Meeting to consider Lobster retiral


The organising committee of the biennial Round Ireland Race is expected to meet tonight to consider the implications of the retiral this week of one of the leading yachts from this year's event that ended almost two months ago.

The development has arisen because of the statement by the skipper of the boat that he received outside assistance during the 704-mile race. In a statement to The Irish Times yesterday, Gary Horgan, owner/skipper of the Dubois 45-footer Lobster from Kinsale said:

"On board Lobster, a fan belt broke during the second day of the race.

"There are two fan belts on the engine and we were still capable of recharging our batteries with one but I was concerned with regard to safety, as if the other failed we would have no auxiliary power in an emergency situation. As was the case, this did not happen. I was concerned enough that I organised for a spare fan belt to be delivered to the boat.

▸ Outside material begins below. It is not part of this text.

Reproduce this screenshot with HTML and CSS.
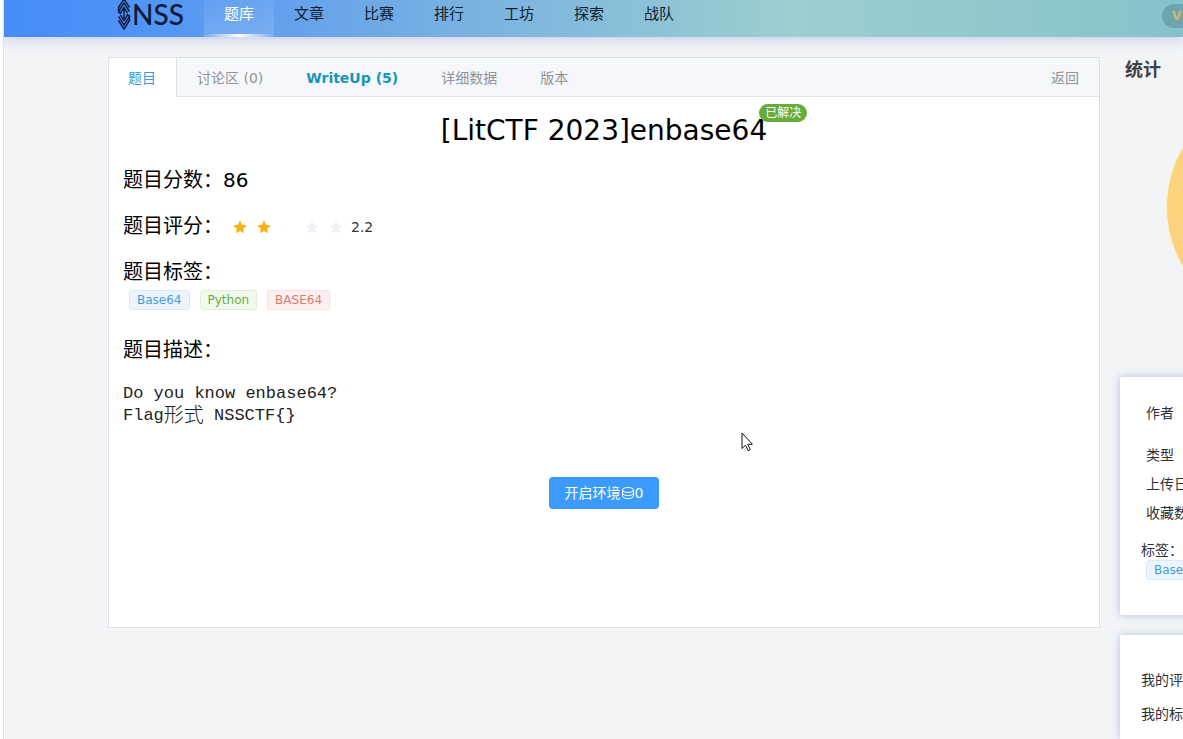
FILE: index.html
```html
<!DOCTYPE html>
<html lang="zh-CN">
<head>
<meta charset="utf-8">
<title>[LitCTF 2023]enbase64 - NSS</title>
<link rel="stylesheet" href="styles.css">
</head>
<body>
<div class="page">
  <header class="topbar">
    <a class="logo" href="#">
      <svg class="logo-mark" viewBox="0 0 14 32" aria-hidden="true">
        <g fill="none" stroke="#0b1a3a" stroke-width="1.400">
          <path d="M1.500 9.500 7 1l5.500 8.500M1.500 13.500 7 5l5.500 8.500M3.500 15 7 9.500l3.500 5.500M7 9.500v13"/>
          <path d="M1.500 22.500 7 31l5.500-8.500M1.500 18.500 7 27l5.500-8.500M3.500 17 7 22.500l3.500-5.500"/>
          <path d="M1.500 9v5l2.500 2M12.500 23v-5L10 16"/>
        </g>
      </svg>
      <span class="logo-text">NSS</span>
    </a>
    <nav class="nav">
      <a class="nav-item nav-active" href="#">题库</a>
      <a class="nav-item" href="#">文章</a>
      <a class="nav-item" href="#">比赛</a>
      <a class="nav-item" href="#">排行</a>
      <a class="nav-item" href="#">工坊</a>
      <a class="nav-item" href="#">探索</a>
      <a class="nav-item" href="#">战队</a>
    </nav>
    <a class="vip" href="#">VIP</a>
  </header>

  <div class="content">
    <main class="panel">
      <div class="tabs">
        <button class="tab tab-active" type="button">题目</button>
        <button class="tab" type="button">讨论区 (0)</button>
        <button class="tab tab-writeup" type="button">WriteUp (5)</button>
        <button class="tab" type="button">详细数据</button>
        <button class="tab" type="button">版本</button>
        <button class="tab tab-back" type="button">返回</button>
      </div>
      <div class="problem">
        <h1 class="title"><span class="title-text">[LitCTF 2023]enbase64<span class="solved">已解决</span></span></h1>
        <div class="row">题目分数：<span>86</span></div>
        <div class="row">题目评分：
          <span class="rate">
            <svg class="star" viewBox="0 0 24 24"><path d="m12 1 3.400 7.300 8 1-5.900 5.500 1.500 7.900-7-3.900-7 3.900 1.500-7.900L.6 9.300l8-1z"/></svg>
            <svg class="star" viewBox="0 0 24 24"><path d="m12 1 3.400 7.300 8 1-5.900 5.500 1.500 7.900-7-3.900-7 3.900 1.500-7.900L.6 9.300l8-1z"/></svg>
            <svg class="star" viewBox="0 0 24 24"><path class="star-part" d="M.6 9.300 3 9v2.400z"/></svg>
            <svg class="star star-off" viewBox="0 0 24 24"><path d="m12 1 3.400 7.300 8 1-5.900 5.500 1.500 7.900-7-3.900-7 3.900 1.500-7.900L.6 9.300l8-1z"/></svg>
            <svg class="star star-off" viewBox="0 0 24 24"><path d="m12 1 3.400 7.300 8 1-5.900 5.500 1.500 7.900-7-3.900-7 3.900 1.500-7.900L.6 9.300l8-1z"/></svg>
            <span class="rate-value">2.2</span>
          </span>
        </div>
        <div class="row">题目标签：</div>
        <div class="tags">
          <span class="tag tag-blue">Base64</span>
          <span class="tag tag-green">Python</span>
          <span class="tag tag-red">BASE64</span>
        </div>
        <div class="row row-desc">题目描述：</div>
        <div class="desc">
          <p>Do you know enbase64?</p>
          <p>Flag<span class="desc-cjk">形式</span> NSSCTF{}</p>
        </div>
        <button class="start" type="button">开启环境<svg class="coins" viewBox="0 0 14 14" aria-hidden="true"><g fill="none" stroke="currentColor"><ellipse cx="7" cy="4" rx="5.500" ry="2.500"/><path d="M1.500 4v6c0 3.400 11 3.400 11 0V4M1.500 7c0 3.400 11 3.400 11 0"/></g></svg>0</button>
      </div>
    </main>

    <aside class="side">
      <section class="stats">
        <h2 class="stats-title">统计</h2>
        <div class="pie"></div>
      </section>
      <section class="card info">
        <div class="info-list">
          <div class="info-author">作者</div>
          <div>类型</div>
          <div>上传日期</div>
          <div>收藏数</div>
        </div>
        <div class="info-label">标签：</div>
        <span class="tag tag-blue info-tag">Base64</span>
      </section>
      <section class="card mine">
        <div>我的评分</div>
        <div>我的标签</div>
      </section>
    </aside>
  </div>
  <svg class="cursor" viewBox="0 0 12 20" aria-hidden="true"><path d="M1 1v15.500l3.500-3.300 2.600 5.500 2.200-1-2.600-5.400h4.700z" fill="#fff" stroke="#111"/></svg>
</div>
</body>
</html>
```
FILE: styles.css
```css
* { box-sizing: border-box; }

body {
  margin: 0;
  background: #fff;
  color: #000;
  font-family: "DejaVu Sans", "Noto Sans CJK SC", sans-serif;
  font-size: 14px;
}

h1, h2, p { margin: 0; font-weight: normal; }
a { color: inherit; text-decoration: none; }
button { font: inherit; border: 0; cursor: pointer; }

.page {
  position: relative;
  min-height: 100vh;
  margin-left: 3px;
  border-left: 1px solid #dfe1e6;
  background: #f2f4f6;
  overflow: hidden;
}

.topbar {
  display: flex;
  height: 37px;
  padding-left: 113px;
  background: linear-gradient(90deg, #478df8 0%, #4f93f6 11%, #71abe5 33%, #9ccfcf 67%, #86c2cb 100%);
  box-shadow: 0 2px 14px #c3c9e8;
}

.logo {
  display: flex;
  gap: 1px;
  width: 87px;
  height: 28px;
  align-items: center;
  color: #0b1a3a;
}
.logo-mark { width: 14px; height: 32px; flex: none; }
.logo-text { font: 500 28px/28px Lato, sans-serif; }

.nav { display: flex; }
.nav-item {
  width: 70px;
  height: 37px;
  font-size: 15px;
  line-height: 28px;
  text-align: center;
  color: #101c30;
}
.nav-active {
  color: #fff;
  background:
    linear-gradient(90deg, transparent, #fff, transparent) bottom / 100% 3px no-repeat,
    linear-gradient(#ffffff10, #ffffff28);
}

.vip {
  width: 60px;
  height: 24px;
  margin: 4px -39px 0 auto;
  padding-left: 10px;
  border-radius: 12px;
  background: #6ea4ae;
  color: #d0ba73;
  font: bold 12px/24px "DejaVu Sans", sans-serif;
}

.content {
  display: grid;
  grid-template-columns: minmax(0, 1fr) 63px;
  column-gap: 20px;
  align-items: start;
  padding: 20px 0 0 104px;
}

.panel {
  min-height: 571px;
  border: 1px solid #dcdfe6;
  background: #fff;
}

.tabs {
  display: flex;
  gap: 3px;
  height: 39px;
  background: #f5f7fa;
  border-bottom: 1px solid #dfe2ea;
}
.tab {
  height: 39px;
  padding: 1px 20px 0;
  background: none;
  color: #909399;
  line-height: 38px;
}
.tab-active {
  margin-right: -3px;
  padding-left: 19px;
  background: #fff;
  border-right: 1px solid #dcdfe6;
  color: #409ad8;
}
.tab-writeup { color: #1596b8; font-weight: bold; }
.tab-back { margin-left: auto; }

.problem {
  display: flex;
  flex-direction: column;
  padding: 16px 14px 14px;
}

.title { text-align: center; font-size: 28px; line-height: 36px; }
.title-text { position: relative; }
.solved {
  position: absolute;
  left: 100%;
  top: -10px;
  margin-left: -8px;
  padding: 0 6px;
  border-radius: 9px;
  background: #67ac3a;
  color: #fff;
  font-size: 12px;
  line-height: 18px;
  white-space: nowrap;
}

.row {
  display: flex;
  align-items: center;
  height: 26px;
  margin-top: 20px;
  font-size: 20px;
  line-height: 26px;
}
.title + .row { margin-top: 18px; }
.rate { display: flex; align-items: center; gap: 10px; padding: 2px 0 0 10px; }
.star { width: 14px; height: 14px; fill: #fcb012; }
.star-off { fill: #eff2f7; }
.star-part { fill: #f3e6cc; }
.rate-value { margin-left: -2px; font-size: 14px; color: #333; }

.tags { display: flex; gap: 10px; padding: 5px 0 0 6px; }
.tag {
  height: 20px;
  padding: 0 7px;
  border: 1px solid;
  border-radius: 3px;
  font-size: 12px;
  line-height: 18px;
}
.tag-blue { color: #459bdc; background: #ecf5ff; border-color: #d6eafb; }
.tag-green { color: #67b045; background: #f0f9eb; border-color: #dff0d6; }
.tag-red { color: #e07870; background: #fef0f0; border-color: #fbe0e0; }

.row-desc { margin-top: 27px; }
.desc {
  margin-top: 20px;
  font-family: "Liberation Mono", "Noto Sans CJK SC", monospace;
  font-size: 17px;
  line-height: 22px;
  color: #222;
}
.desc-cjk {
  font-size: 20px;
  font-weight: 300;
  line-height: 22px;
  vertical-align: -2px;
}

.start {
  display: flex;
  align-items: center;
  align-self: center;
  height: 32px;
  margin-top: 49px;
  padding: 0 16px;
  border-radius: 4px;
  background: #3a9bfc;
  color: #fff;
  line-height: 20px;
}
.coins { width: 14px; height: 14px; }

.side { min-width: 0; white-space: nowrap; }
.stats { height: 300px; padding: 0 0 0 5px; }
.stats-title { font-size: 18px; line-height: 26px; font-weight: bold; color: #404244; }
.pie {
  width: 236px;
  height: 236px;
  margin: 6px 0 0 41px;
  border: 1px solid #fff3c8;
  border-radius: 50%;
  background: #fcd27c;
}

.card {
  width: 320px;
  margin-top: 20px;
  background: #fff;
  box-shadow: 0 0 8px #b4bede;
  color: #303133;
}
.info { height: 238px; padding: 22px 21px; }
.info-list { padding-left: 5px; line-height: 29px; }
.info-author { margin-bottom: 13px; }
.info-label { margin-top: 12px; line-height: 20px; }
.info-tag { display: inline-block; margin-left: 5px; }
.mine { padding: 28px 21px 8px; line-height: 34px; }

.cursor {
  position: absolute;
  left: 737px;
  top: 432px;
  width: 12px;
  height: 20px;
}
```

"Having reported the fan-belt incident to the race organiser Wicklow Sailing Club (WSC), I sought further advice and decided the correct course of action was to retire Lobster from the race which I have done. I have the full support of my crew who along with me thoroughly enjoyed the race."

On Tuesday, the WSC race chairman had no information either formally or otherwise that such an incident had occurred. Contact was made by Horgan yesterday and WSC have now formally received notice of the yacht's retiral.

Lobster was the captain of Kinsale Yacht Club's "Team A" that won the overall team prize for the race. There is no suggestion that either of the other two boats were involved in this or any other incident. The position concerning the status of the team prize was unclear yesterday. The rules state that competitors shall not receive outside assistance of any kind including communications. Should such an incident occur, the boat is required to make a declaration to that effect upon finishing or sooner if possible. Most offshore races require skippers to sign a declaration that the race was sailed in compliance with the rules. WSC requires skippers to sign within four hours of finishing.

When asked why Lobster didn't sail into port and pick up a new fan belt, Horgan said it was more convenient to have the spare dropped out to the boat at sea.

"It wouldn't have made sense to go into Kinsale," he said yesterday. Horgan's own reasoning is that in previous races, outside assistance has been permitted on safety grounds which is what motivated the delivery of the spare part on this occasion which wasn't in fact needed.

Horgan said yesterday that in the heat of finishing a six-day race he could not recall actually signing a declaration, except for signing in to state the boat had returned safely.

The winning Kinsale team also comprised George Radley's classic one-tonner, Imp, and George McConnell's Sigma 38 Galliver. Both boats won their respective classes and secured first and second places overall.

The second-placed team represented the Royal Alfred YC in Dublin.